§ **Given request**
Can you pull out each line of the data below that includes the word "React"?
━━━ Material
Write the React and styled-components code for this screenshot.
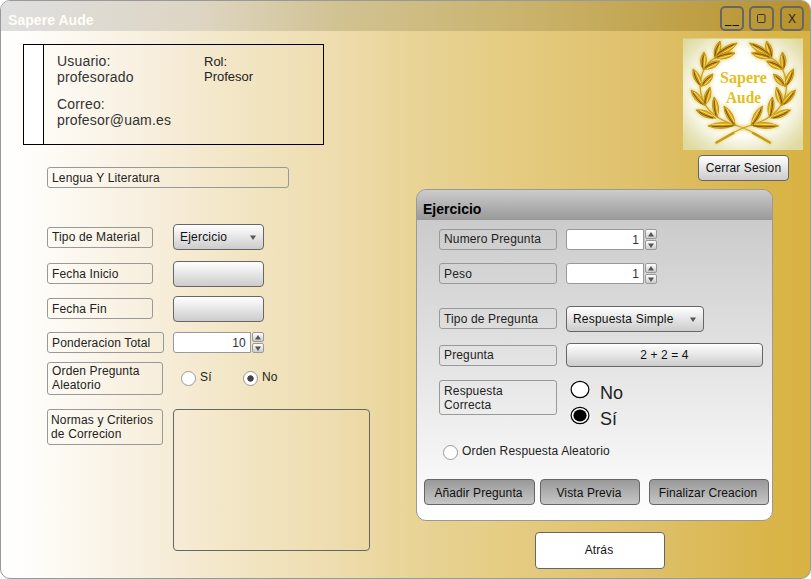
import React from "react";
import styled, { createGlobalStyle } from "styled-components";

const Global = createGlobalStyle`
  * { box-sizing: border-box; }
  body { margin: 0; background: #fff; overflow: hidden; font: 12px/14px "Liberation Sans", Arial, sans-serif; color: #222; }
  button, input, textarea { font: inherit; color: inherit; margin: 0; }
`;

const Window = styled.main`
  width: 811px; height: 579px; overflow: hidden;
  display: flex; flex-direction: column;
  border: 1px solid #999; border-radius: 10px;
  background: linear-gradient(90deg, #fff 0%, #fefcf7 5%, #f8f0e0 17%, #f2e5c3 30%, #eddcac 42%, #ead69d 48%, #e5cd84 61%, #dfc06a 80%, #dab64c 93%, #d8b242 100%);
`;
const TitleBar = styled.header`
  height: 30px; flex: none; display: flex; align-items: flex-end;
  padding: 0 6px 0 7px;
  background: linear-gradient(90deg, #dfdfe0 0%, #ddd5c2 25%, #d1c291 42%, #c9b36c 65%, #b8922b 100%);
`;
const Title = styled.h1`
  margin: 0 auto 2px 0; font-size: 14px; line-height: 18px; color: #fffdf6; letter-spacing: .05px;
`;
const WindowButton = styled.button`
  width: ${p => p.$w || 24}px; height: 25px; margin-left: ${p => p.$gap || 0}px; padding: 0;
  display: flex; align-items: center; justify-content: center;
  border: 2px solid #666; border-radius: 5px; background: transparent;
`;
const Body = styled.div`display: flex; flex: 1; min-height: 0;`;
const Left = styled.section`width: 415px; flex: none; padding: 13px 0 0 22px;`;
const Right = styled.section`flex: 1; display: flex; flex-direction: column; padding-top: 7px;`;

const UserCard = styled.div`
  width: 301px; height: 101px; display: flex; border: 1px solid #000;
`;
const CardStrip = styled.div`width: 20px; flex: none; background: #fff; border-right: 1px solid #000;`;
const UserInfo = styled.div`
  width: 160px; flex: none; padding: 8px 0 0 13px; font-size: 14px; line-height: 16px;
  letter-spacing: .18px; color: #333;
`;
const RoleInfo = styled.div`padding-top: 9px; font-size: 13px; line-height: 15px;`;
const Line = styled.div`margin-top: ${p => p.$top || 0}px; white-space: nowrap;`;

const Form = styled.div`padding-left: ${p => p.$left}px;`;
const Row = styled.div`
  display: flex; align-items: flex-start;
  margin-top: ${p => p.$top}px; height: ${p => p.$h || 26}px;
`;
const Label = styled.div`
  flex: none; width: ${p => p.$w}px; height: ${p => p.$h || 21}px;
  margin: ${p => p.$down || 0}px ${p => p.$gap || 0}px 0 0;
  padding: ${p => p.$pad ?? 3}px 0 0 ${p => p.$indent || 4}px;
  border: 1px solid #999; border-radius: 3px; white-space: pre-line; letter-spacing: .15px;
`;
const PushButton = styled.button`
  width: ${p => p.$w}px; height: ${p => p.$h || 26}px; margin-left: ${p => p.$left || 0}px;
  padding: ${p => p.$dark ? "2px" : 0} ${p => p.$dark || p.$plain ? "2px" : 0} ${p => p.$plain ? "2px" : 0} 0; flex: none;
  border: 1px solid #666; border-radius: 4px; color: #111; letter-spacing: .1px;
  background: ${p => p.$dark ? "linear-gradient(#999, #c6c6c6)" : p.$plain ? "#fff" : "linear-gradient(#fff, #ccc)"};
`;
const SelectButton = styled(PushButton)`
  display: flex; align-items: center; justify-content: space-between; padding: 0 7px 0 6px;
  letter-spacing: .2px;
`;
const NumberBox = styled.div`display: flex; gap: 1px; height: 21px;`;
const NumberInput = styled.input`
  width: 78px; height: 21px; padding: 0 4px 0 0; text-align: right; letter-spacing: .2px;
  border: 1px solid #999; border-radius: 3px 0 0 3px; background: #fff; color: #333;
`;
const Arrows = styled.div`display: flex; flex-direction: column; gap: 1px;`;
const Arrow = styled.button`
  width: 12px; height: 10px; padding: 0; display: flex; align-items: center; justify-content: center;
  border: 1px solid #999; border-radius: 2px; background: linear-gradient(#fff, #ccc);
`;
const RadioLabel = styled.label`
  display: flex; align-items: flex-start; margin-left: ${p => p.$left || 0}px; width: ${p => p.$w || "auto"};
  gap: 4px; white-space: nowrap; letter-spacing: .15px;
`;
const Radio = styled.i`
  width: 15px; height: 15px; margin-top: 1px; border-radius: 50%; border: 1px solid #999;
  background: ${p => p.$on ? "radial-gradient(circle, #444 2.8px, #fff 3.6px)" : "#fff"};
`;
const Notes = styled.textarea`
  width: 197px; height: 142px; padding: 4px; resize: none; margin-left: 10px;
  border: 1px solid #666; border-radius: 4px; background: transparent;
`;
const LogoArea = styled.div`width: 120px; height: 112px; margin-left: 267px; flex: none;`;
const Panel = styled.section`
  width: 357px; height: 332px; margin-top: 8px; flex: none;
  border: 1px solid #999; border-radius: 10px; overflow: hidden;
  background: linear-gradient(#c6c6c6, #fff);
`;
const PanelHead = styled.h2`
  margin: 0; height: 30px; padding: 10px 0 0 6px; font-size: 14px; line-height: 18px; color: #000;
  background: linear-gradient(#ccc, #999);
`;
const Options = styled.div`padding-left: 13px;`;
const BigOption = styled.div`
  display: flex; height: 26px; align-items: flex-start; gap: 10px;
  font-size: 18px; line-height: 27px; color: #222;
`;
const Actions = styled.div`display: flex; padding-left: 7px; margin-top: 18px;`;

const Tri = ({ up }) => (
  <svg width="6" height="5" viewBox="0 0 6 5"><path d={up ? "M3 0 6 4.5H0Z" : "M0 .5H6L3 5Z"} fill="#555" /></svg>
);
const Stepper = ({ value }) => (
  <NumberBox>
    <NumberInput readOnly value={value} />
    <Arrows><Arrow><Tri up /></Arrow><Arrow><Tri /></Arrow></Arrows>
  </NumberBox>
);
const BigRadio = ({ on }) => (
  <svg width="20" height="20" viewBox="0 0 20 20">
    <ellipse cx="10" cy="9.5" rx="8.9" ry="8.2" fill="#fff" stroke="#000" strokeWidth="1.2" />
    {on && <ellipse cx="10" cy="9.5" rx="6.6" ry="6.1" />}
  </svg>
);

/* Leaves of the left branch: base x, base y, tip x, tip y. */
const leaves = [
  [32, 20, 37, 3], [33, 18, 54, 5], [33, 20, 52, 15],
  [20, 31, 21, 14], [21, 31, 37, 23],
  [18, 48, 10, 31], [19, 48, 30, 36],
  [21, 67, 8, 52], [22, 67, 27, 49],
  [32, 80, 13, 72], [34, 79, 31, 59],
  [52, 87, 25, 88], [52, 87, 41, 68],
].map(([x, y, tx, ty]) => ({
  x, y, n: Math.hypot(tx - x, ty - y), a: Math.atan2(ty - y, tx - x) * 180 / Math.PI,
}));
const stem = "M32 20Q18 28 17 48Q18 77 52 87C65 91 76 97 87 105";
const outline = n => `M0 0Q${n * .5} -6.2 ${n} 0Q${n * .5} 6.2 0 0Z`;
const place = l => `translate(${l.x} ${l.y}) rotate(${l.a})`;

const Branch = () => (
  <g strokeLinecap="round" strokeLinejoin="round">
    <g fill="none" stroke="#dccb62" strokeOpacity=".55" filter="url(#glow)">
      <path d={stem} strokeWidth="4" />
      {leaves.map((l, i) => <path key={i} transform={place(l)} d={outline(l.n)} strokeWidth="3.5" />)}
    </g>
    <path d={stem} fill="none" stroke="#cfa016" strokeWidth="1.3" />
    <path d="M70 95 87 104.5" stroke="#c99a10" strokeWidth="2.4" />
    {leaves.map((l, i) => (
      <g key={i} transform={place(l)}>
        <path d={outline(l.n)} fill="url(#leaf)" stroke="#bd8d0c" strokeWidth=".8" />
        <path d={`M2 -.8Q${l.n * .5} -2.2 ${l.n - 4} -.4`} fill="none" stroke="#7a4a06" strokeWidth=".9" />
        <path d={`M3 1H${l.n - 4}`} stroke="#ffe765" strokeWidth=".8" />
      </g>
    ))}
  </g>
);
const Logo = () => (
  <svg width="120" height="112" viewBox="0 0 120 112">
    <defs>
      <filter id="glow" x="-20%" y="-20%" width="140%" height="140%"><feGaussianBlur stdDeviation="1.4" /></filter>
      <radialGradient id="halo" cx="50%" cy="48%" r="66%">
        <stop offset="0" stopColor="#fff" /><stop offset=".58" stopColor="#fffffa" />
        <stop offset=".85" stopColor="#e8e5bd" /><stop offset="1" stopColor="#dfda9f" />
      </radialGradient>
      <linearGradient id="leaf" x1="0" y1="0" x2="0" y2="1">
        <stop offset="0" stopColor="#edc32a" /><stop offset=".5" stopColor="#c28d12" /><stop offset="1" stopColor="#edc52b" />
      </linearGradient>
    </defs>
    <rect y=".5" width="120" height="111.5" fill="url(#halo)" />
    <Branch />
    <g transform="translate(120.5 0) scale(-1 1)"><Branch /></g>
    <g fill="#e3c01c" fontFamily="Liberation Serif, serif" fontWeight="700" fontSize="16">
      <text x="37" y="44.5" textLength="47" lengthAdjust="spacingAndGlyphs">Sapere</text>
      <text x="43" y="64.5" textLength="35" lengthAdjust="spacingAndGlyphs">Aude</text>
    </g>
  </svg>
);

export default function App() {
  return (
    <>
      <Global />
      <Window>
        <TitleBar>
          <Title>Sapere Aude</Title>
          <WindowButton aria-label="Minimizar"><svg width="14" height="16"><path d="M0 14.5H6.5M7.5 14.5H14" stroke="#111" /></svg></WindowButton>
          <WindowButton $w={25} $gap={5} aria-label="Maximizar"><svg width="9" height="9"><rect x=".5" y=".5" width="7.5" height="8" rx="1" fill="none" stroke="#333" /></svg></WindowButton>
          <WindowButton $gap={6}>X</WindowButton>
        </TitleBar>
        <Body>
          <Left>
            <UserCard>
              <CardStrip />
              <UserInfo>
                <Line>Usuario:</Line><Line>profesorado</Line>
                <Line $top={11}>Correo:</Line><Line>profesor@uam.es</Line>
              </UserInfo>
              <RoleInfo><Line>Rol:</Line><Line>Profesor</Line></RoleInfo>
            </UserCard>
            <Form $left={24}>
              <Row $top={22} $h={21}><Label $w={242}>Lengua Y Literatura</Label></Row>
              <Row $top={36}><Label $w={106} $down={3} $gap={20} $pad={2}>Tipo de Material</Label><SelectButton $w={91}>Ejercicio<Tri /></SelectButton></Row>
              <Row $top={11}><Label $w={106} $down={2} $gap={20}>Fecha Inicio</Label><PushButton $w={91} /></Row>
              <Row $top={9}><Label $w={106} $down={2} $gap={20}>Fecha Fin</Label><PushButton $w={91} /></Row>
              <Row $top={10} $h={21}><Label $w={117} $gap={9}>Ponderacion Total</Label><Stepper value="10" /></Row>
              <Row $top={9} $h={33}>
                <Label $w={116} $h={33} $pad={1} $gap={18}>{"Orden Pregunta\nAleatorio"}</Label>
                <Row $top={8}>
                  <RadioLabel $w="62px"><Radio />Sí</RadioLabel>
                  <RadioLabel><Radio $on />No</RadioLabel>
                </Row>
              </Row>
              <Row $top={14} $h={142}><Label $w={116} $h={36} $indent={3}>{"Normas y Criterios\nde Correcion"}</Label><Notes /></Row>
            </Form>
          </Left>
          <Right>
            <LogoArea><Logo /></LogoArea>
            <Row $top={5}><PushButton $w={91} $left={282}>Cerrar Sesion</PushButton></Row>
            <Panel>
              <PanelHead>Ejercicio</PanelHead>
              <Form $left={22}>
                <Row $top={9} $h={21}><Label $w={118} $gap={9} $pad={2}>Numero Pregunta</Label><Stepper value="1" /></Row>
                <Row $top={13} $h={21}><Label $w={118} $gap={9}>Peso</Label><Stepper value="1" /></Row>
                <Row $top={22}><Label $w={118} $down={2} $gap={9}>Tipo de Pregunta</Label><SelectButton $w={138}>Respuesta Simple<Tri /></SelectButton></Row>
                <Row $top={11} $h={24}><Label $w={118} $down={2} $gap={9} $pad={2}>Pregunta</Label><PushButton $w={197} $h={24}>2 + 2 = 4</PushButton></Row>
                <Row $top={13} $h={52}>
                  <Label $w={118} $h={35}>{"Respuesta\nCorrecta"}</Label>
                  <Options>
                    <BigOption><BigRadio />No</BigOption>
                    <BigOption><BigRadio on />Sí</BigOption>
                  </Options>
                </Row>
                <Row $top={12} $h={17}><RadioLabel $left={4}><Radio />Orden Respuesta Aleatorio</RadioLabel></Row>
              </Form>
              <Actions>
                <PushButton $dark $w={111}>Añadir Pregunta</PushButton>
                <PushButton $dark $w={100} $left={5}>Vista Previa</PushButton>
                <PushButton $dark $w={120} $left={9}>Finalizar Creacion</PushButton>
              </Actions>
            </Panel>
            <Row $top={11} $h={37}><PushButton $plain $w={130} $h={37} $left={119}>Atrás</PushButton></Row>
          </Right>
        </Body>
      </Window>
    </>
  );
}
━━━━━━
§ **Task solution**
Write the React and styled-components code for this screenshot.
import React from "react";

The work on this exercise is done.